Potlatch Helps Clean The St. Joe System Of Trenches Aims To Keep Oil From Flowing Into River

The upper St. Joe is one of Idaho’s most pristine rivers. It sparkles as it skips over rocks past this tiny Shoshone County town.

But for decades, anglers have known that the famous trout stream has a problem. Oil oozes from its north shore, site of an old railroad yard. Cast in the wrong spot, and you reel in a gooey line.

The problem is on its way to being fixed.

Potlatch Corp., which owns part of the property, has installed an underground system to capture the oil before it reaches the St. Joe.

If the system works as expected, it will protect a “special resource water,” so classified because of its outstanding beauty and recreational value.

The trenches, pipes and pumps went in last fall.

Construction followed six years of wrangling by Potlatch and state attorneys to get CMC Heartland Partners corporate heirs to the bankrupt Milwaukee Railroad - to clean up the mess.

CMC contributed only $60,000, according to Potlatch spokesman Mike Sullivan. Area manager Norm Linton estimated Potlatch will spend $500,000 by the time the site is clean.

Potlatch didn’t know it was getting an environmental headache when it bought land at Avery as part of a 91,000-acre purchase of railroad property.

That was in 1980. The company learned about the problem in 1988 from state environmental officials, who were told by a fisherman.

Portions of the polluted, three-acre former railyard also are owned by the Federal Highway Administration, which completed the St. Joe River Road after the problem was discov ered; and by the heirs of a pioneer family. The land had reverted to them after the railroad went bankrupt in 1987.

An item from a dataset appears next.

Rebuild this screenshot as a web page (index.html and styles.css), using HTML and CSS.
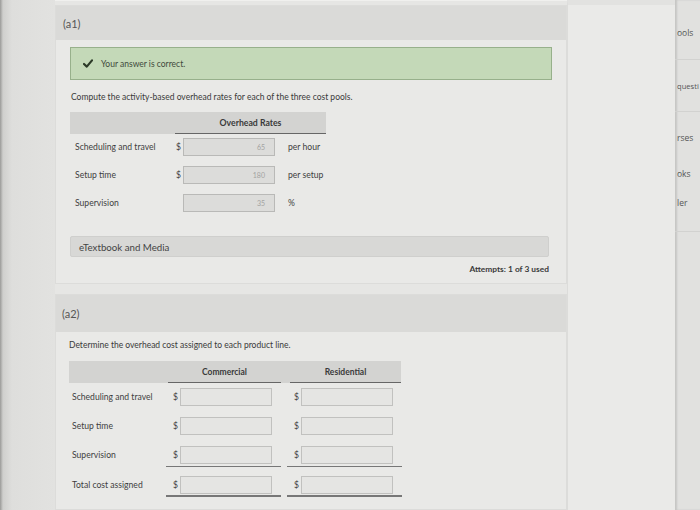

The Theriault family couldn’t afford to help with the cleanup. The highway administration refused to take any responsibility, Linton said.

The state could have taken Potlatch to court. Instead, environmental officials praise the company for getting on with the job.

“We’re pleased that Potlatch bit the bullet and did the work that’s needed,” said Kreg Beck of the Idaho Division of Environmental Quality. “How well the remediation works remains to be seen, because it was winter before they really got it working.”

The system operated a month before it was shut down for the winter. It includes four recovery trenches, dug end-to-end along 750 feet of riverbank.

The trenches are 20 feet deep, and filled with gravel. Tainted ground water seeps into them. The oil is sucked from the top of the water into a 4,000-gallon holding tank. The water is pumped uphill to an infiltration trench. From there, it flows back toward the recovery trenches, starting the process over again.

Although the technology is proven, Potlatch managers said, no one knows how long cleanup will take.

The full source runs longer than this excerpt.